Q3: Can we implement Application-Layer PQC if our users are on mobile devices? Yes. While WebAssembly is the standard approach for React web applications, native mobile apps (React Native, iOS Swift, Android Kotlin) can leverage C-bindings to liboqs or utilize OS-level updates. Apple, for instance, introduced PQ3 (a post-quantum cryptographic protocol) for iMessage in iOS 17.4, proving that modern mobile silicon is more than capable of handling the required polynomial math with negligible battery impact.

Q4: Do we need to increase our server compute capacity to handle PQC API Gateways? Counter-intuitively, no. Because ML-KEM (Kyber) operations are computationally lighter than RSA or ECC (relying on simple matrix multiplication and addition rather than complex factoring or large-integer curve points), CPU utilization on the gateway may actually drop. However, you must monitor memory and network I/O, as the size of the keys and ciphertexts will consume more bandwidth and internal memory buffers per connection.

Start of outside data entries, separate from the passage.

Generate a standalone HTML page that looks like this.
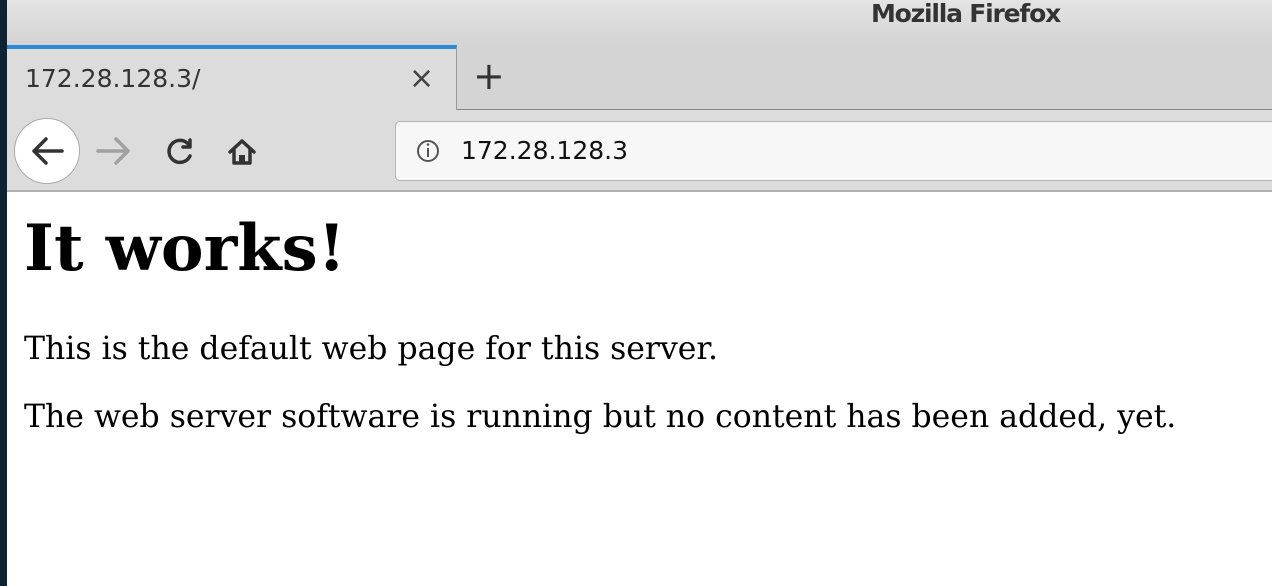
<!DOCTYPE html>
<html><head><meta charset="utf-8"><style>
*{margin:0;padding:0;box-sizing:border-box}
body{width:1272px;height:586px;overflow:hidden;background:#fff;position:relative;font-family:"DejaVu Sans","Liberation Sans",sans-serif}
#strip{position:absolute;left:0;top:0;width:7px;height:586px;background:#0d2233}
#title{position:absolute;left:7px;top:0;right:0;height:110px;background:linear-gradient(#e4e4e4,#d4d4d4 40%,#d4d4d4)}
#ttext{position:absolute;left:864px;top:0;font-size:25px;font-weight:bold;color:#333;line-height:28px;letter-spacing:-1.2px}
#tab{position:absolute;left:7px;top:45px;width:450px;height:66px;background:#dcdcdc;border-top:4px solid #2b8ad3;border-right:1px solid #9a9a9a}
#tab span{position:absolute;left:18px;top:15px;font-size:25px;color:#333}
#tab i{position:absolute;left:402px;top:12px;font-style:normal;font-size:30px;color:#444}
#plus{position:absolute;left:473px;top:56px;font-size:38px;color:#333;line-height:40px}
#tabline{position:absolute;left:457px;top:109px;right:0;height:1px;background:#888}
#tool{position:absolute;left:7px;top:110px;right:0;height:82px;background:#dcdcdc;border-bottom:2px solid #b0b0b0}
#url{position:absolute;left:395px;top:121px;width:900px;height:60px;background:#f7f7f7;border:1px solid #b3b3b3;border-radius:5px}
#url span{position:absolute;left:65px;top:14px;font-size:25px;color:#111}
#back{position:absolute;left:14px;top:118px;width:66px;height:66px;border-radius:50%;background:#fff;border:1px solid #aaa}
#content{position:absolute;left:24px;top:192px;font-family:"DejaVu Serif",serif;color:#000}
h1{font-size:64px;font-weight:bold;margin-top:25px;line-height:64px}
p{font-size:31.5px;line-height:36px;margin-top:50px}
p+p{margin-top:32px}
</style></head><body>
<div id="strip"></div>
<div id="title"><div id="ttext">Mozilla Firefox</div></div>
<div id="tab"><span>172.28.128.3/</span><i>×</i></div>
<div id="plus">+</div>
<div id="tabline"></div>
<div id="tool"></div>
<div id="back"></div>
<div id="url"><span>172.28.128.3</span></div>
<svg style="position:absolute;left:0;top:110px" width="450" height="82">
<g fill="none" stroke-width="3.5" stroke-linecap="round" stroke-linejoin="round">
<path d="M62 41H34M46 29L34 41L46 53" stroke="#333"/>
<path d="M98 41H128M116 29L128 41L116 53" stroke="#a0a0a0"/>
<path d="M189 35A11 11 0 1 0 190 46" stroke="#333"/>
<path d="M190 30V37H183" stroke="#333"/>
<path d="M230 42L242 31L254 42M234 39V53H250V39" stroke="#333"/>
</g>
<rect x="239" y="45" width="6" height="8" fill="#333"/>
<circle cx="428" cy="41" r="10" fill="none" stroke="#555" stroke-width="2"/>
<path d="M428 38V47" stroke="#555" stroke-width="2"/>
<circle cx="428" cy="34.5" r="1.3" fill="#555"/>
</svg>
<div id="content">
<h1>It works!</h1>
<p>This is the default web page for this server.</p>
<p>The web server software is running but no content has been added, yet.</p>
</div>
</body></html>
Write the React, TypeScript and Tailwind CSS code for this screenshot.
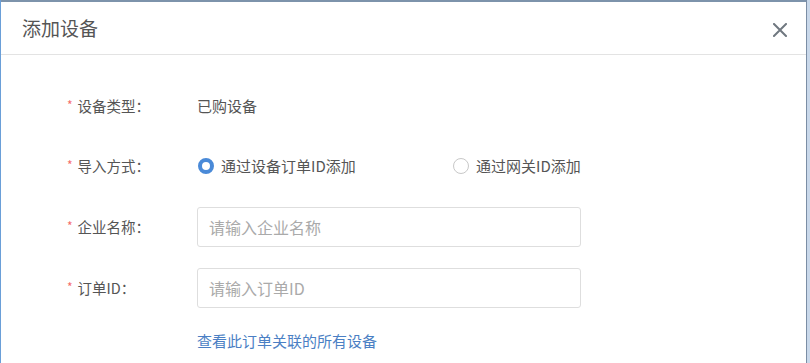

Q5: What happens if a vulnerability is found in the ML-KEM lattice algorithms? This is precisely why standards bodies mandate the Hybrid approach. By combining X25519 (a battle-tested classical algorithm) with ML-KEM via an XOR or KDF (Key Derivation Function) combination, the final session key is secure as long as at least one of the underlying algorithms remains unbroken. If a mathematical flaw is discovered in ML-KEM, the system's security gracefully degrades to the strength of X25519.

Q6: Does Post-Quantum Cryptography solve the threat of Grover's Algorithm against AES? No, PQC (like ML-KEM) replaces asymmetric cryptography (RSA, ECC), which is vulnerable to Shor's algorithm. Grover's algorithm affects symmetric cryptography (like AES-128 and SHA-256) by effectively halving their security strength. The mitigation for Grover's algorithm is simply to double the key sizes. Upgrading your API Gateway's symmetric ciphers from AES-128 to AES-256 and your hashing from SHA-256 to SHA-384 or SHA-512 provides adequate post-quantum protection for symmetric operations.